→ EXERCISE DESCRIPTION: Pick out the lines containing "styles".

→ RECORDS TO PROCESS:

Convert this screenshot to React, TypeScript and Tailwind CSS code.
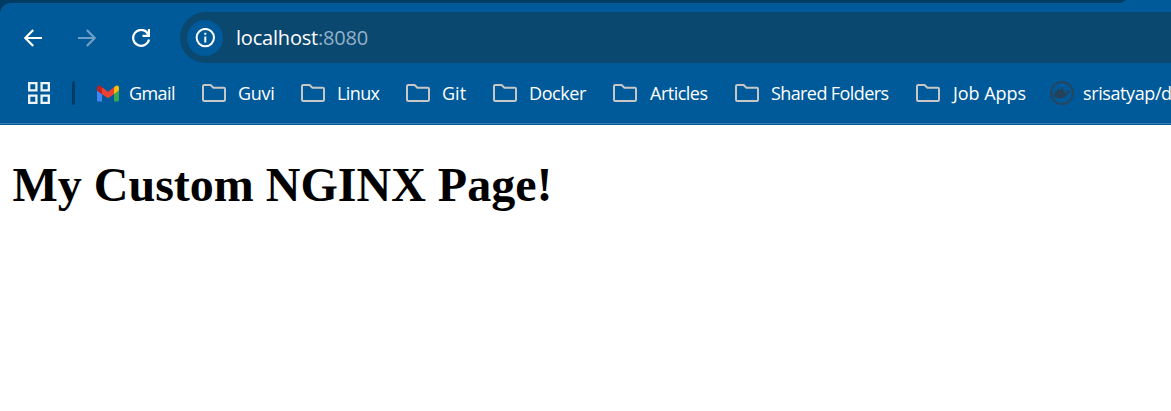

* * *

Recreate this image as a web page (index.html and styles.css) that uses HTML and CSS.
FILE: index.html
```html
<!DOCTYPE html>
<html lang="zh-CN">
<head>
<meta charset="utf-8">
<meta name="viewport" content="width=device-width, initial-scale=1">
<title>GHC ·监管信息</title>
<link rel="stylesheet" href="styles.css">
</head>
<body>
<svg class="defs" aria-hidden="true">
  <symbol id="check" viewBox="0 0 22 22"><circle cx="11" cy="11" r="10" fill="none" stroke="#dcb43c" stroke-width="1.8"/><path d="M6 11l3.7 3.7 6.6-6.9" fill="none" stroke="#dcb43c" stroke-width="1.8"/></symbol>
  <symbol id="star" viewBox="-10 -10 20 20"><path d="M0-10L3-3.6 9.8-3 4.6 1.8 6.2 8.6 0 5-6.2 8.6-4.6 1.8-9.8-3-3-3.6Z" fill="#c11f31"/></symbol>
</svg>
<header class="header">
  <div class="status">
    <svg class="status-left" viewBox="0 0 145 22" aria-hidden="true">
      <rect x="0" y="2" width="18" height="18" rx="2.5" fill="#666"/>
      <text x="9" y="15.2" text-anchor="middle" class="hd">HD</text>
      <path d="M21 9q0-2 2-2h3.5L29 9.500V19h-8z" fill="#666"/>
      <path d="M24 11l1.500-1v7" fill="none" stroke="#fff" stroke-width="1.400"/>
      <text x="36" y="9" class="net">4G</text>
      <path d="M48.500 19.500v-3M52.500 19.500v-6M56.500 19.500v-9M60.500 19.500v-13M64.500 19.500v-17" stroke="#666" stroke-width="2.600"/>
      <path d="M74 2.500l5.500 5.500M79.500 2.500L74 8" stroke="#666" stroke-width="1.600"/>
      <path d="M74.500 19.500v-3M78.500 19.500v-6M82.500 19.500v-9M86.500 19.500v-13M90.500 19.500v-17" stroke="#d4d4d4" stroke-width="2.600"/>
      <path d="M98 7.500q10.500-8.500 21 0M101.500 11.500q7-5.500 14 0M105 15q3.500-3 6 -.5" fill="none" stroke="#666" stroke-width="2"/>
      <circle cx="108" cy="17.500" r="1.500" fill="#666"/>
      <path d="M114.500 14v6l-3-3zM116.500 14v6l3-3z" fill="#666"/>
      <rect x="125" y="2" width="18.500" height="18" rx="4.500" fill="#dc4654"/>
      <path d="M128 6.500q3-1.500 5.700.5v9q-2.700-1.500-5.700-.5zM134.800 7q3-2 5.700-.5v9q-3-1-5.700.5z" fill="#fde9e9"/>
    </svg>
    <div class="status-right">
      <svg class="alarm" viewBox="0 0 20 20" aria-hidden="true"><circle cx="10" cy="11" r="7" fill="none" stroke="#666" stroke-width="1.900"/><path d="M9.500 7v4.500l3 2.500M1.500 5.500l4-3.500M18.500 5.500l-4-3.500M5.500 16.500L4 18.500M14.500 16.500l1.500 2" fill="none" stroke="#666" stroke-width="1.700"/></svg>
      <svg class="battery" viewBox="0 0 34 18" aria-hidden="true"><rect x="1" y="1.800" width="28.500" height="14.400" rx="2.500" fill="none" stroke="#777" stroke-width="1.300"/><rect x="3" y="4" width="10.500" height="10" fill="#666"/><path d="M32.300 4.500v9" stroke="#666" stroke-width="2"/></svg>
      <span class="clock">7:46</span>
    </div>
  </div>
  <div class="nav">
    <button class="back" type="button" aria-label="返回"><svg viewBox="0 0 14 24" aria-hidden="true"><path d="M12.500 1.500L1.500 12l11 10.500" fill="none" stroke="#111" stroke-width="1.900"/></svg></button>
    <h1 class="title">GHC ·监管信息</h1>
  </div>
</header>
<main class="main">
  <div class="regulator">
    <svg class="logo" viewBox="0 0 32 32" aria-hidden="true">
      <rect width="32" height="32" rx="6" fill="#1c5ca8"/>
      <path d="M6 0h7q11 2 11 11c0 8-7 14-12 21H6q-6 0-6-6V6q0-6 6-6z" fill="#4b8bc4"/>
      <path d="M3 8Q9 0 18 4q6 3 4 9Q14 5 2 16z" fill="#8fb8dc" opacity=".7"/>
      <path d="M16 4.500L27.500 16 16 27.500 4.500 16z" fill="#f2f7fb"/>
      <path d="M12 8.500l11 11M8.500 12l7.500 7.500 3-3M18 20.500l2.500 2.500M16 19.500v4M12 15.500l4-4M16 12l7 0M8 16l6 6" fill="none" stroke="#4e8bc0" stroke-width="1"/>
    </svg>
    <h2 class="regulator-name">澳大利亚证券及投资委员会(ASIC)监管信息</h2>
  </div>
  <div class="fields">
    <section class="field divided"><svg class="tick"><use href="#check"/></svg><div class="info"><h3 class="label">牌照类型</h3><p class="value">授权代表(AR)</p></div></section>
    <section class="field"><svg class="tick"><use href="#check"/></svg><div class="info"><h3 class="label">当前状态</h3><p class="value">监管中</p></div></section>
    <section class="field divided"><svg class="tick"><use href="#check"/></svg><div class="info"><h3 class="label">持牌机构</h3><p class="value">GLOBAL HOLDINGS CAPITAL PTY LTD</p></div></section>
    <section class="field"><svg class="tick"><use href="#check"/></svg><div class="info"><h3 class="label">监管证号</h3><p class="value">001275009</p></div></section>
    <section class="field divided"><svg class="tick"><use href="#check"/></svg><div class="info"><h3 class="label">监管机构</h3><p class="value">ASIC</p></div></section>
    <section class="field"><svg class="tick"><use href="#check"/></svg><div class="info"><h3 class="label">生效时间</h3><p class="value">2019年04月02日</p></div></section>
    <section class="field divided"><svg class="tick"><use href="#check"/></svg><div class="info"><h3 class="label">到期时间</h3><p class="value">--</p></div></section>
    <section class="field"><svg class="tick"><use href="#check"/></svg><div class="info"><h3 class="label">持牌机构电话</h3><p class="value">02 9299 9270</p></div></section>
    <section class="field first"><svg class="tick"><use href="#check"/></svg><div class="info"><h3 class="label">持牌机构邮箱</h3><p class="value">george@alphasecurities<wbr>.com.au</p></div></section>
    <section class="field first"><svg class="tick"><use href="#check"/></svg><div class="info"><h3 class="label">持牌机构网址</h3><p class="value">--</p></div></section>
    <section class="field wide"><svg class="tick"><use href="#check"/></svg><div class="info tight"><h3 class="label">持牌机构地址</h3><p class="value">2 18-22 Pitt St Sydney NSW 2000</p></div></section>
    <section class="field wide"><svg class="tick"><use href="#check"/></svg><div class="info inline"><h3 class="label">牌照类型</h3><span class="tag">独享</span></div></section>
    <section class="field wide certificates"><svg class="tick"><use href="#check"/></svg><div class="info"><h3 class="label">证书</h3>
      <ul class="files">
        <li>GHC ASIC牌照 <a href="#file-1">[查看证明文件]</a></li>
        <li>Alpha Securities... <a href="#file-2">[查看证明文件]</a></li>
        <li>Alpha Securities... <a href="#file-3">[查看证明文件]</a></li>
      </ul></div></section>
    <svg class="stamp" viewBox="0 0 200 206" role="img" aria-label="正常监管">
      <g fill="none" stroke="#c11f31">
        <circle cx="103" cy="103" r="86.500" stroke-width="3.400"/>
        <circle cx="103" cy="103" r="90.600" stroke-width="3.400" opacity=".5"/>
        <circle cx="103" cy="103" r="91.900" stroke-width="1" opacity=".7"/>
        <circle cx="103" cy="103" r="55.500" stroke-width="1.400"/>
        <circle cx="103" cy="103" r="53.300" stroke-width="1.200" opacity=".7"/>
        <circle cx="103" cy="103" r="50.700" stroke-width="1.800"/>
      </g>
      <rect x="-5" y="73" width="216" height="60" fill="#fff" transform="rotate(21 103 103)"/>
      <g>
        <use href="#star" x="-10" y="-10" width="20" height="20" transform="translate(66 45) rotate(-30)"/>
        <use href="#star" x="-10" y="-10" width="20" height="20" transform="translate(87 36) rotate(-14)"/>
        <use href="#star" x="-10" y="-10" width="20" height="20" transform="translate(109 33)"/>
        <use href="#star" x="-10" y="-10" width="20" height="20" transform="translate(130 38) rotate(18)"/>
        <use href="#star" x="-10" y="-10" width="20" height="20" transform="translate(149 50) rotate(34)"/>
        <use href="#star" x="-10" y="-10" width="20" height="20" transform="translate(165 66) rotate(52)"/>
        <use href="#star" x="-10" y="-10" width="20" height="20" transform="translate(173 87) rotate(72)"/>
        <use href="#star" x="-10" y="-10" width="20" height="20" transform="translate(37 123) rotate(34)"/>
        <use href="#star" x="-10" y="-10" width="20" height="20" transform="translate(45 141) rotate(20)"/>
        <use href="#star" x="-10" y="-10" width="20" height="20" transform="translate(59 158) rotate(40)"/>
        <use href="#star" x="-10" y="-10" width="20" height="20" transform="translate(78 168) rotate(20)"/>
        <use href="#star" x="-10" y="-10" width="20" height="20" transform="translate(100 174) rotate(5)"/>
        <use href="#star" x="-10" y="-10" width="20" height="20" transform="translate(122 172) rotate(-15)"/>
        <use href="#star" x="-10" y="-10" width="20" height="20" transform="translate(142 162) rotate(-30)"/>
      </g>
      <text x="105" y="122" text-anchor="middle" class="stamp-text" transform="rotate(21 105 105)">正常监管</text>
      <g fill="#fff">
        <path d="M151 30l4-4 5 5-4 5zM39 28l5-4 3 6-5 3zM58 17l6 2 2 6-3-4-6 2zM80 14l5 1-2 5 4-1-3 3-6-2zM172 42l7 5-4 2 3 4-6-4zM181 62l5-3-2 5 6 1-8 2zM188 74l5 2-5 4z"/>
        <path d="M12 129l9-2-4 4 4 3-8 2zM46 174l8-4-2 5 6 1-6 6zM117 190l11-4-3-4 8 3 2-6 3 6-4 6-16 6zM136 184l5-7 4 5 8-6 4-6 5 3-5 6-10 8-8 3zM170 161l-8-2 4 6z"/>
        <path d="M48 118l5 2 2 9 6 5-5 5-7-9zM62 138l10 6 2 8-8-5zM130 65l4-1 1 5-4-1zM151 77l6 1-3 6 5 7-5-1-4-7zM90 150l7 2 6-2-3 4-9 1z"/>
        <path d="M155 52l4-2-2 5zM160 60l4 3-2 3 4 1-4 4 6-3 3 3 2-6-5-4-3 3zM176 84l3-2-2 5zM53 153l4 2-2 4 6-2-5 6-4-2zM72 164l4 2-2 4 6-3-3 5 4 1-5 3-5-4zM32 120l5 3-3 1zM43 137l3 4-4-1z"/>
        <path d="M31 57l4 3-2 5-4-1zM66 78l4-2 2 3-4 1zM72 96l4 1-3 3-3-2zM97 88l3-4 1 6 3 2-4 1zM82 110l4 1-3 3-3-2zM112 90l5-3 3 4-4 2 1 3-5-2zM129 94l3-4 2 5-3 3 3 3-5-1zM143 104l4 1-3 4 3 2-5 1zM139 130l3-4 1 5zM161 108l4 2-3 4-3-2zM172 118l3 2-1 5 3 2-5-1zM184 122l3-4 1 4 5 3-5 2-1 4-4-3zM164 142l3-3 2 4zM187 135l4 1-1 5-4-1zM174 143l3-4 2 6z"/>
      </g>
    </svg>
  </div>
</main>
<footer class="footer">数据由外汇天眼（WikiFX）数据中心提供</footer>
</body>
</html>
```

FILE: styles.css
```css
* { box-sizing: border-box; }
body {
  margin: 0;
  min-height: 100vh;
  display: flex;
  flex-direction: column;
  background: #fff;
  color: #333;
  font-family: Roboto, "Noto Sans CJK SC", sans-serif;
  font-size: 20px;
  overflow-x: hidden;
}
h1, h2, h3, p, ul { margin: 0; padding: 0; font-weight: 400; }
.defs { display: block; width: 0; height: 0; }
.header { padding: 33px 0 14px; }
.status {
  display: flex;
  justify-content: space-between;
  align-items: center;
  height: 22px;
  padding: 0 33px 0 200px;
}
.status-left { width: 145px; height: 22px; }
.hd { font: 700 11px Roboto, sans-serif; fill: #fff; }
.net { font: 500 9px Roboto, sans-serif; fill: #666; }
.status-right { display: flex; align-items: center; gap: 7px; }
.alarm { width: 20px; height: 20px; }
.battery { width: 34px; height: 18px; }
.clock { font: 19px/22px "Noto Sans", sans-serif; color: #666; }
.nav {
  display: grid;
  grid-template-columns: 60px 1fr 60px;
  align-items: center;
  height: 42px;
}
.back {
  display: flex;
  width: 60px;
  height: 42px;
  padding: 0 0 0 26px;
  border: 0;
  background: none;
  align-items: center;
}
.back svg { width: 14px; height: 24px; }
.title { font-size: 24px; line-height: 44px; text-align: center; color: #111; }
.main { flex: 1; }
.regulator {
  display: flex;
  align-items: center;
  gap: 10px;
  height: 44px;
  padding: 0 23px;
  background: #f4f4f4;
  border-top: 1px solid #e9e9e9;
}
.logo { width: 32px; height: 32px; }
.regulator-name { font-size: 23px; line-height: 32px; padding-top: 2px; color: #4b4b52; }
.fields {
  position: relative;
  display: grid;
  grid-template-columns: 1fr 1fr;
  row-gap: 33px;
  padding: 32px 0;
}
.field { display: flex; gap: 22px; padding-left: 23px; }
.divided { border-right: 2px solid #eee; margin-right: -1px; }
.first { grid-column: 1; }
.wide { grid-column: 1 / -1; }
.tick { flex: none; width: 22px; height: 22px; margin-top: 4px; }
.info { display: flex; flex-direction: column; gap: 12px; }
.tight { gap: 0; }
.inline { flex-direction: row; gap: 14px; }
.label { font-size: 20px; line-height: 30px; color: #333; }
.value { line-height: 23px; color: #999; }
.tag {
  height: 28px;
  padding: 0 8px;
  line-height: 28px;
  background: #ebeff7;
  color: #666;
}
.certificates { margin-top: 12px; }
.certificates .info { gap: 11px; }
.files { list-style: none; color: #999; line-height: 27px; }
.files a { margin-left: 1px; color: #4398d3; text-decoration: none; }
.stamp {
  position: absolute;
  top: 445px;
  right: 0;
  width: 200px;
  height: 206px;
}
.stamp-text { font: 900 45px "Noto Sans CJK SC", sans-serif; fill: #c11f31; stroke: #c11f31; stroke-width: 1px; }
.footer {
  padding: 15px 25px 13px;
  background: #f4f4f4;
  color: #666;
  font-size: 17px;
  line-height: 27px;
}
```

→ COMPLETE ANSWER:
Recreate this image as a web page (index.html and styles.css) that uses HTML and CSS.
<link rel="stylesheet" href="styles.css">
FILE: styles.css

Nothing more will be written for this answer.